Did you know that in Japan, June has another name? It is called “Minazuki” (水無月) and translates as, “the month with no water”. “Mizu” (水) means water, “Nai” (無) means none, and “tsuki” (月) means month. June is basically the rainy season, so why do we refer to it as “Minazuki”, the month with no water?


Minazuki is actually not a month without water.

Before the Gregorian calendar was introduced to Japan, the 6th month of the year was called Minazuki, and it was the month to start filling the rice fields with water.
As everyone knows, June is the “month of water” in Japan.


However, the question of the word “no” still remains.
The key to the origin of “Minazuki” is actually in this word.
In fact, the “no” is an adnominal particle that plays the role of a possessive particle that connects the nouns.
So, in this case, “no” means “of”.
Therefore “Minazuki” is recognized as, “the month of water”.

Hold on! Minazuki may actually be a month without water!

There are actually several theories regarding the origin of “Minazuki”.
Earlier, I said that Minazuki corresponds with June on the lunar calendar.
To be precise, June on the lunar calendar corresponds to the time between the beginning of July and the beginning of August (on the Gregorian calendar).
In other words, “Minazuki” was a period of summer when it was hot and not the rainy season.
Then maybe, “Minazuki” was a month without water after all.

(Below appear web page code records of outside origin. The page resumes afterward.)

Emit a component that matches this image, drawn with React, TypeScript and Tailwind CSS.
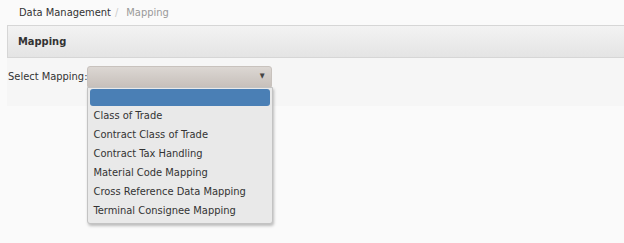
import React from "react";

const items = [
  "Class of Trade",
  "Contract Class of Trade",
  "Contract Tax Handling",
  "Material Code Mapping",
  "Cross Reference Data Mapping",
  "Terminal Consignee Mapping",
];

export default function App() {
  return (
    <div
      className="w-[624px] h-[243px] bg-[#fafafa] text-[#333] text-[11px] overflow-hidden"
      style={{ fontFamily: '"DejaVu Sans Condensed", "DejaVu Sans", sans-serif' }}
    >
      <div className="h-[25px] flex items-center pl-[19px] text-[11px] leading-none">
        <span className="text-[#333]">Data Management</span>
        <span className="text-[#ccc] px-[4px]">/</span>
        <span className="text-[#999] pl-[4px]">Mapping</span>
      </div>
      <div className="ml-[7px] h-[33px] border border-r-0 border-[#d6d6d6] bg-gradient-to-b from-[#f3f3f3] to-[#e4e4e4] flex items-center pl-[10px] pt-[1px] font-bold text-[#333]">
        Mapping
      </div>
      <div className="ml-[7px] h-[48px] bg-[#f6f6f6] relative">
        <div className="flex items-start pt-[8px] pl-[1px]">
          <span className="leading-[21px]">Select Mapping:</span>
          <div className="relative -ml-[1px]">
            <div className="w-[185px] h-[21px] rounded-t-[3px] border border-[#c8c2bd] bg-gradient-to-b from-[#dcd7d3] to-[#c8c1bc] flex items-center justify-end pr-[6px]">
              <span className="text-[7px] text-[#444]">▼</span>
            </div>
            <div className="absolute left-0 top-[21px] w-[186px] bg-[#e9e9e9] border border-[#c3c3c3] rounded-b-[3px] shadow-[1px_2px_3px_rgba(0,0,0,0.25)] px-[2px] pt-[1px] pb-[3px] z-10">
              <div className="h-[17px] rounded-[3px] bg-[#4a7fb5]" />
              {items.map((t) => (
                <div key={t} className="h-[19px] flex items-center pl-[4px] pt-[1px] text-[#333]">
                  {t}
                </div>
              ))}
            </div>
          </div>
        </div>
      </div>
    </div>
  );
}
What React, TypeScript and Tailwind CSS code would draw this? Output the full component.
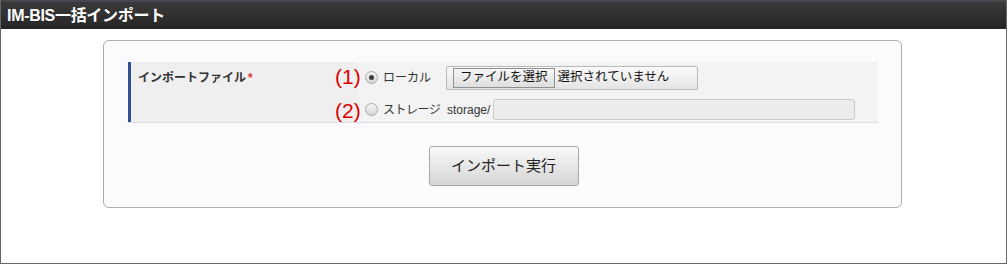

Well, no matter what the origin is, June in Japan does have a lot of rain, making the atmosphere humid and damp, which I’m sure a lot of you dislike.
However, if we can enjoy the hidden meanings in “Minazuki”, it may be a way to enjoy Japan.
Finally, don’t forget your umbrella or you’ll get soaked!
Even if you do forget your umbrella, you can purchase one anywhere in Japan at a very reasonable price. After all, Japan is a country that regards umbrellas as expendables.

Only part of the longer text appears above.